So the omens seemed dark (as they say in Norse mythology) for the three complete Rings at Covent Garden this autumn. Yet on the basis of last night’s thrilling Rheingold, an unlikely triumph could be snatched from the jaws of scepticism.
For a start, Terfel’s replacement — John Tomlinson — is magnificent. He may be the wrong side of 60, which makes his duet about Freia’s apples of eternal youth with another durable British veteran, Philip Langridge (mercurial as Loge), particularly poignant. And these days the power in that famously baleful timbre may come and go. But Tomlinson is such a mesmerising figure, and he makes Wotan so intriguingly complex: capable of vile tricks, but also of being moved to tears by the sight of Alberich’s flayed victims.

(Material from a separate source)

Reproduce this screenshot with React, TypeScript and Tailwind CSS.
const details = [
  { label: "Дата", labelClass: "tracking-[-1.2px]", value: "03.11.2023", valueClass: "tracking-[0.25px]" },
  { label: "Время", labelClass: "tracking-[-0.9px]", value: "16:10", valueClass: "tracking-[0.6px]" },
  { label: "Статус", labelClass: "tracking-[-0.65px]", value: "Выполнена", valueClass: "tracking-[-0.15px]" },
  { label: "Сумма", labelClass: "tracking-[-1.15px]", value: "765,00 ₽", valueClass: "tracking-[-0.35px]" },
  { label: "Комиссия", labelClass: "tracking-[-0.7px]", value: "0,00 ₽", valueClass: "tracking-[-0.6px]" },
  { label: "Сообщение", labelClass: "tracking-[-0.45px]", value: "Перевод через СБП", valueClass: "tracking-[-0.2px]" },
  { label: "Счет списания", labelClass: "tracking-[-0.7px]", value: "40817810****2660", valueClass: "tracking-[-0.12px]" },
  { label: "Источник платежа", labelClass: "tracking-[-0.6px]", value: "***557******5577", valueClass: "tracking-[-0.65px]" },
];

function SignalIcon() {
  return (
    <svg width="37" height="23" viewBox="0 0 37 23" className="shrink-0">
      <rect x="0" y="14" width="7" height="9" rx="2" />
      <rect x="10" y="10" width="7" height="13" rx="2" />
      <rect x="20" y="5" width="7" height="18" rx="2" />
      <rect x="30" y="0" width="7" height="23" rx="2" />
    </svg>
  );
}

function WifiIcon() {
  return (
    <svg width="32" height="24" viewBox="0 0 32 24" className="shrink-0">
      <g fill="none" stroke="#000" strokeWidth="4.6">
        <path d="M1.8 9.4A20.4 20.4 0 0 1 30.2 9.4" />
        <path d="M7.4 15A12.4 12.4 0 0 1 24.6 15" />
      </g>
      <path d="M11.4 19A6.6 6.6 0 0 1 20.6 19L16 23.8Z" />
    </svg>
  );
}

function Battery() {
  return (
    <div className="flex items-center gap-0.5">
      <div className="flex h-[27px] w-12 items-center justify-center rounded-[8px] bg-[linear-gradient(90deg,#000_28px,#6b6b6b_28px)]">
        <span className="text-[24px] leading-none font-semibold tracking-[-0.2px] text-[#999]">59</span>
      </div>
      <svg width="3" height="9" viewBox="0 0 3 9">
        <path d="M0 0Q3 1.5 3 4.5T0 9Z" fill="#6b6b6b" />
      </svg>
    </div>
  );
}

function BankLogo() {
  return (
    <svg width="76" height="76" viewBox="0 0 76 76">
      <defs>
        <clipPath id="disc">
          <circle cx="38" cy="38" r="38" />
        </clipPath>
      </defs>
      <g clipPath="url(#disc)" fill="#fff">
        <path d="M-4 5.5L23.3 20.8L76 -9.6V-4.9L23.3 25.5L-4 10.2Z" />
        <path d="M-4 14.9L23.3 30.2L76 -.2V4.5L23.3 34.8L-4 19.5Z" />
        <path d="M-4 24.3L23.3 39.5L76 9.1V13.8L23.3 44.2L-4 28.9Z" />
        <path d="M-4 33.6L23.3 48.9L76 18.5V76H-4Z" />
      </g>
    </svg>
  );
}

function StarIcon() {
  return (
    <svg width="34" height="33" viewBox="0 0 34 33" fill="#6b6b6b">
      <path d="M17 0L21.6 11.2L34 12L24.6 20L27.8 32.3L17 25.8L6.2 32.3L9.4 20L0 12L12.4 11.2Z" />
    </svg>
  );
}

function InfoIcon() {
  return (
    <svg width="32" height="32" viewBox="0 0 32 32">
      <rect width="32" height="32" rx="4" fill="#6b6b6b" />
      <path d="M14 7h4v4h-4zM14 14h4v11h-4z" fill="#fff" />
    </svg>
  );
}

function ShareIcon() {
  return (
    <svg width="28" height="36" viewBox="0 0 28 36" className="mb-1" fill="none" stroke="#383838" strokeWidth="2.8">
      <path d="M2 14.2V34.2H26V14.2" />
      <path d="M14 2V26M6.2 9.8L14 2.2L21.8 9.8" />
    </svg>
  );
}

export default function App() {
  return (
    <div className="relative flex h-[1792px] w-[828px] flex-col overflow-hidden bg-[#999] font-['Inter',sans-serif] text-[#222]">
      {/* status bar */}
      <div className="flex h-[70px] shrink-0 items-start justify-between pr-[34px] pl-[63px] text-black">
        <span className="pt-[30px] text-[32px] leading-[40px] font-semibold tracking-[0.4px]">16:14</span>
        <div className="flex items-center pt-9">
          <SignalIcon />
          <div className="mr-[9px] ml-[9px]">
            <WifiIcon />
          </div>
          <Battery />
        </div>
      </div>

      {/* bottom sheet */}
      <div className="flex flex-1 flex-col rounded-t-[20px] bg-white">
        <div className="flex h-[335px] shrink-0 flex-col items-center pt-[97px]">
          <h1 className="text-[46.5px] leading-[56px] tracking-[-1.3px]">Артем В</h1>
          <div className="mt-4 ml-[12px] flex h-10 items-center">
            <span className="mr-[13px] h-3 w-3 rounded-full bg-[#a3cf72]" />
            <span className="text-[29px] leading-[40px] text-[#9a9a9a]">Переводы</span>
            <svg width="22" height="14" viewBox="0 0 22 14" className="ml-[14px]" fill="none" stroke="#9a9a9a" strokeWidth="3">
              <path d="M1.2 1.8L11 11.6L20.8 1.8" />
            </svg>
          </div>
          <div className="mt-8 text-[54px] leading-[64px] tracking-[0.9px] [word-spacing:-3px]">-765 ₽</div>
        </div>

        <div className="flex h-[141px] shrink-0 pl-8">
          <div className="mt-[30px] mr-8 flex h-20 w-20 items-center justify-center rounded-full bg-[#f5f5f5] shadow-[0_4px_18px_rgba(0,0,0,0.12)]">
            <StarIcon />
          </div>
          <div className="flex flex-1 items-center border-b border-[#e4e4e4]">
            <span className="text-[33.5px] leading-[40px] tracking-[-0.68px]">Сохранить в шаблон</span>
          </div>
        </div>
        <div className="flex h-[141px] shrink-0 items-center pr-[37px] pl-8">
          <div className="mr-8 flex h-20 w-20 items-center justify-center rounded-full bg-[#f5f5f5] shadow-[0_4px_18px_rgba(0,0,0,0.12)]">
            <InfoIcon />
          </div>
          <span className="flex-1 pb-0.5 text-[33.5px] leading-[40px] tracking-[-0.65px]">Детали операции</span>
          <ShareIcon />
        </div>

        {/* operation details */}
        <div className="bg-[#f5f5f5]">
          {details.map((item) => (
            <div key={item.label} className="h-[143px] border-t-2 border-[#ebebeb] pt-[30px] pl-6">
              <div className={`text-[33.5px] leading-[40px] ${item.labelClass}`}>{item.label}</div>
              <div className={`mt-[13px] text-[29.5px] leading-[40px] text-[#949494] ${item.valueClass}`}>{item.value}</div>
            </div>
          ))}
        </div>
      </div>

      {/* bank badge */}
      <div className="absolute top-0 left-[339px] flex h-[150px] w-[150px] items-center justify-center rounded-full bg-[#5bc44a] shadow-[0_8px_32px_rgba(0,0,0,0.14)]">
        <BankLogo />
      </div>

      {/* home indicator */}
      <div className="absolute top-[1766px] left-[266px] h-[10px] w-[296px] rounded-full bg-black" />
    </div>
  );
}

Even his age works to his advantage. Here is a Wotan exhausted by the mission to build Valhalla, desperate to realise his vision, yet conscious that his powers are waning by the minute.
Keith Warner’s staging — much derided for mixing the homely (even the Rhinegold looks like a Christmas-tree bauble), the wacky and the cosmic — now seems to make a lot more sense too, at least to me. Think of the gods as a bewildered 19th-century aristocratic family, withering in their marble drawing-room in the face of menacing tradesmen (the giants), and forced to make a terrifying plunge into the future (Alberich’s horrific laboratory, with its dismembered corpses, zombie guards and Nazi-style experiments) in order to survive. Yes, Stefanos Lazaridis’s sets still seem crammed with far too many ladders, ramps, ropes, silhouettes and girders. But the revelation of Nibelheim — literally from the bowels of the earth — is a terrific coup de théatre.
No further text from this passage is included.